The last step after updating the PDF, is to invalidate the resource in CloudFront so that viewers start seeing the latest version of the menu.
CORS
What is CORS? Now that we are receiving the lunch menu on a weekly basis all we really have to do is specify a new origin and define a Behavior for the menu.pdf file. The site uses a PDF plugin that forces the browser to fetch the PDF from S3. Does this mean that the location of the menu file publicly accessible? Well, it has to be, but we can restrict access to it by using CORS. With CORS we can tell S3 to only serve content if the request comes from the viewer and is preceded by an HTTP Options request. Of course, you can get around that by writing a bit of code to do the Pre-Fetch followed by the GET, but you’d simply end up with a PDF that is publicly available anyway. One of the benefits of CORS is that it helps to keep the hosting of our menu limited to only our domain. This behaviour is enforced by web browsers.
(https://erawan-menu.s3-eu-west-1.amazonaws.com/menu.pdf) won’t work, but https://www.erawanprague.cz/menu.pdf will.
A wildcard certificate from Let's Encrypt
I’ve already mentioned certificates, but here is a bit more detail as to how I’ve chosen to work with Let’s Encrypt and why. I’ve written a little tool which automates the request to Let’s Encrypt, sorts out the DNS Challenge and puts the obtained certificates in the right place. Best practice for certbot promotes installing it on the server so that the private certificate never leaves the box and you can use the ‘renew’ command after you have obtained the certificate. The point is that you can execute the renew on a regular basis and it will decide when to renew the certificate based on the expiry date. I’ve chosen the run certbot outside of my servers and don’t rely on the renew command. Instead I always attempt to obtain a new certificate. If a certificate is obtained successfully, the script updates the certificate in ACM (and you don’t even have to reconfigure the distribution). The last step is to send the certs over to the EC2 via SSH and restart httpd. Since I do this more often than once every three months, I’m not too worried about the certificates get compromised as they change frequently.
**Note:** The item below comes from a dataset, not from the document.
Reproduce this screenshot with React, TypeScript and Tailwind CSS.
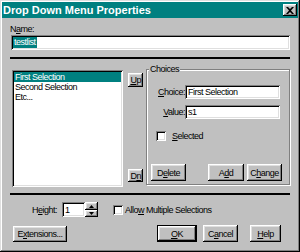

Another good reason to not run certbot from my servers directly is that I need to update the certificate in ACM, meaning the roles for my instances (or rather my instance profile) would have to have access to ACM. I think the role of the instances should allow as little access as possible and in my case, that is absolutely nothing.
Cost
Clearly cost is an important factor. I’ve decided to list is towards the end because it’s not static and your millage will vary. I have an RDS DB that I’m using for other purposes so the DB cost is very small for me. I chose to do a 12-month, no-upfront reservation on an instance to run this site on. You can squeeze more WP sites on one instance if you are careful and know how to tweak your resources. It helps to know roughly how much traffic you are going to get.
WAF sets me back about 8 bucks per month. This is one area I won’t skimp out on. I want my instance to only deal with real traffic and have the WAF block most requests which try to hack/break the site. It’s money well spent. Cloudfront and S3 costs are next to nothing. In fact the last bill came to $0.20 for both services. The Security group, lambda, events are all virtually free. That leaves the domain, which is a standard annual cost. Finally the traffic, which really depends on your media and number of visitors.
Running WordPress for as little cost as possible
In case you want to run your WordPress site for as little cost as possible, you can explore the idea of exporting your site and hosting the Html from something like S3. You’ll still need to buy a domain, use Cloudfront (for HTTPS as S3 hosting does not support it) and factor in the cost of storing your files in S3. Unless you are getting lots of traffic and your site has lots of images/media then you should be able to run such a setup for around $2 per month all up.
Verification
Now that everything is running we need to do validate the SSL certificate at something like SSL Labs which will help with identifying any loose ends on your web-server such as allowing SSL3 or deprecated cipher suites. The aim is obviously to get a rating A, but an A will suffice. Just keep in mind that you have a CDN fronting your server, so you may want to run a few of these tests against your naked server (just point your Route 53 records to the IP address of your instance)
For performance use Google’s PageSpeed Insights
Kali Linux is yet another tool you can use to test your own setup. Although once you set up everything outlined above, basic hack attack vs your site from a Kali Linux image won’t do any damage at all. Remember, we are blocking all traffic to wp-login and wp-admin even before it his the CDN. And your server is sat behind an AWS security group therefore it’s not publicly available. That leaves two options: 1) an advanced TCP/IP attack or 2)a DOS. The value of the CDN comes into play here as it will be able to deal with some DOS/DDOS attacks, yet there are some unnatural things you can do on the lower level protocol to cause this setup some trouble.
Conclusion
If you like tinkering and are keen on doing some system-admin work, then going through the setup above will teach you a mountain of stuff. On the other hand, if you don’t have any IT-know how and just need a site, then there are better options for you, and in all honest you’ll likely struggle trying to replicate what was discussed. Assuming you are willing to dive in, you will be in a position of a lot of control, which is a good thing but it also means you can really break stuff and maintenance isn’t as simple as you might like.
I’m glad I’ve suffered through setting up all of this because I’ve gained a mountain of knowledge!